Entonces llegó el día en que, ator­mentado por la despreciable condición de su vida, escuchó lo que le pareció ser la voz de un niño que cantaba: “Tómala y lee, tómala y lee”. Reaccionando, abrió la Biblia y leyó el primer pasaje sobre el que se posaron sus ojos: “Actuemos con decencia, como en pleno día. No andemos en banquetes y borracheras, ni en inmoralidades y vicios, ni en discor­dias y envidias. Al contrario, revístanse ustedes del Señor Jesucristo, y no bus­quen satisfacer los malos deseos de la naturaleza humana” (Romanos 13,13­14). En ese momento, la resistencia que oponía finalmente se rompió, y Agustín se rindió por completo a Cristo. Había encontrado la respuesta a las preguntas de la vida en el mensaje de la Palabra de Dios.
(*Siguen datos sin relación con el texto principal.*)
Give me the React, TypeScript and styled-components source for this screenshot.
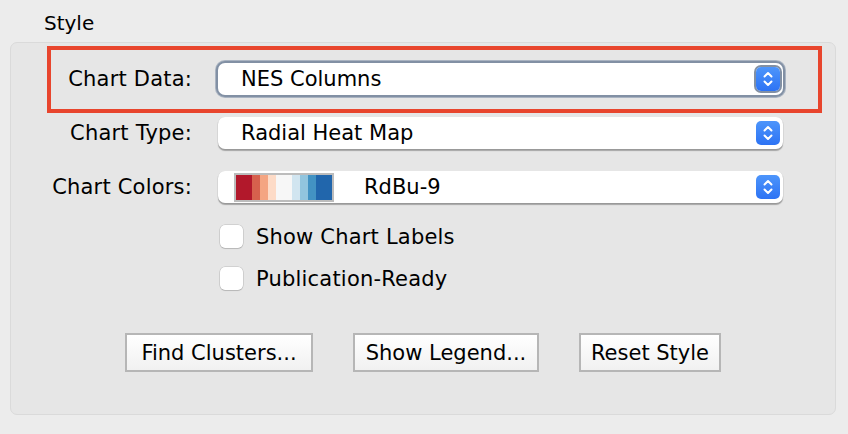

Ya sea que nos demos cuenta o no, todos tratamos de encontrar el sentido de nuestra vida. Algunos actúan como Tolstoi, y se sumergen por completo en el trabajo; otros, como Agustín, tratan de eludir el problema entregándose a los placeres mundanos. Pero en reali­dad las preguntas nunca desaparecen. Todo lo que se requiere es una crisis o un desafío en la vida personal para hacerlos surgir nuevamente.
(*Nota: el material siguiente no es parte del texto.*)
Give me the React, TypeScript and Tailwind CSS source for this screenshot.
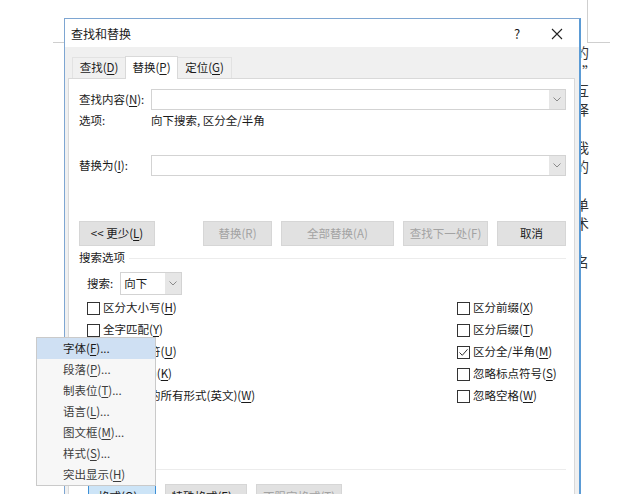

Encontrar el sentido en la acti­vidad. El mundo actual, que está orientado hacia la actividad, nos lleva a buscar el sentido de la vida en lo que hacemos, y casi lo encontramos. Es casi como si siempre tuviéramos que espe­rar lo próximo que va a suceder. En enero empezamos un año nuevo; las compañías definen sus presupuestos y objetivos comerciales; las familias ter­minan sus feriados de Navidad y Año Nuevo buscando algo nuevo y fasci­nante, mientras el invierno despliega sus gélidas mañanas. Luego llega la pri­mavera, con el regreso de los prados y las flores y las reuniones familia­res para celebrar la Semana Santa y la Pascua de Resurrección. Después lle­gan los exámenes de fin del año escolar y las celebraciones de graduación. Con el verano, el pensamiento se dirige tal vez hacia las vacaciones familiares, un día de playa o un viaje para visitar a parientes. Luego llega el otoño, con el comienzo de un nuevo año escolar, el Día de Acción de Gracias y el Día de Todos los Santos, mientras las tiendas empiezan a llenarse de decoraciones navideñas. Antes de darse cuenta, uno ya está preparándose para la Navidad y el principio de todo un año nuevo.
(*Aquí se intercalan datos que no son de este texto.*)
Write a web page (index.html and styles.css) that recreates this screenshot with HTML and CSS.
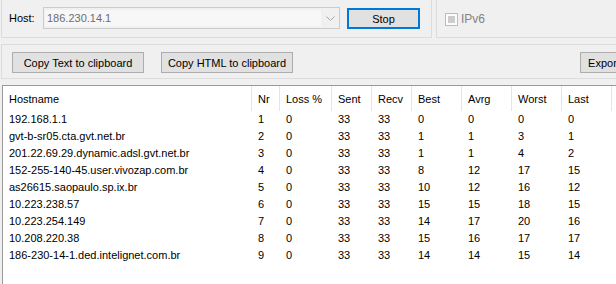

Pero ¿es este ciclo interminable de actividades todo lo que hay en la vida? ¿Se encuentra el sentido de la vida en vivir más de 70 u 80 de estos ciclos anuales?

En cierta manera, sí. Muchas de estas actividades nos comunican un sentido de propósito en la vida, especialmente las que nos ayudan a reforzar los lazos familiares y las amistades. Pero ninguna de estas actividades puede darnos una satisfacción completa ni una felicidad duradera; ninguna de ellas es capaz de satisfacer los anhelos más profundos del corazón humano. Esta es la razón por la cual tantas personas que parecen tener todo en la vida —como León Tolstoi— experimentan una crisis a los 40 o 50 años, o bien luchan contra la tristeza, la depresión o se sienten perdidas y desorientadas.

La cura para el corazón inquieto.¿Por qué ninguna de estas actividades es capaz de saciar nuestros anhelos más profundos? ¿Por qué no pueden comu­nicarnos el sentido más profundo de nuestro vivir? Quizás San Agustín lo dijo mejor cuando, dirigiéndose al Señor, escribió: “Nos hiciste para Vos, y nues­tro corazón anda desasosegado hasta que descanse en Vos” (Confesiones I, 1). Efectivamente, fuimos creados para vivir unidos a Dios; para tener una rela­ción personal con Él, y mientras no entremos en esa relación, siempre nos sentiremos incompletos, insatisfechos. Por mucho que nos esforcemos, siem­pre tendremos la sensación de que algo nos falta.

Con su iluminado entendimiento, San Agustín nos dice que nuestra vida no consiste solo en satisfacer las nece­sidades físicas y materiales. Alguien puede tratar de encontrar satisfac­ción en el comer, el beber, el hacer ejercicio o en la promiscuidad sexual. Pero, aun cuando el cuerpo es también muy valioso, eso no es toda la persona humana.

San Agustín enseña que la vida humana tampoco se limita a satisfacer nuestras necesidades y deseos emocio­nales. Podemos tratar de encontrar el valor de nuestra vida en un sano sen­tido de autoestima, adquiriendo más educación y desarrollando nuestros talentos; incluso uno puede tratar de llenar el vacío leyendo una buena novela o viendo películas interesantes. Pero, pese a que la mente es muy buena, esa tampoco es toda la persona humana.

Por último, San Agustín nos dice que los humanos somos personas no solo físicas y emocionales, sino que también somos personas espirituales, y mientras no establezcamos una relación personal con el Señor, nuestra dimensión espiri­tual estará vacía e inquieta.

Por eso, al comenzar esta tempo­rada cuaresmal, examinemos a fondo nuestra vida. ¿Soy inquieto, como San Agustín? ¿Me siento frustrado como León Tolstoi? Incluso si nos parece percibir nada más que un poco del desasosiego o la frustración de ellos, esa es una señal de que Jesús nos está invitando a conocerlo más y mejor. Aceptemos, pues, su invitación para que encontremos una paz aún más grande y el sentido verdadero de nues­tra vida en esta Cuaresma.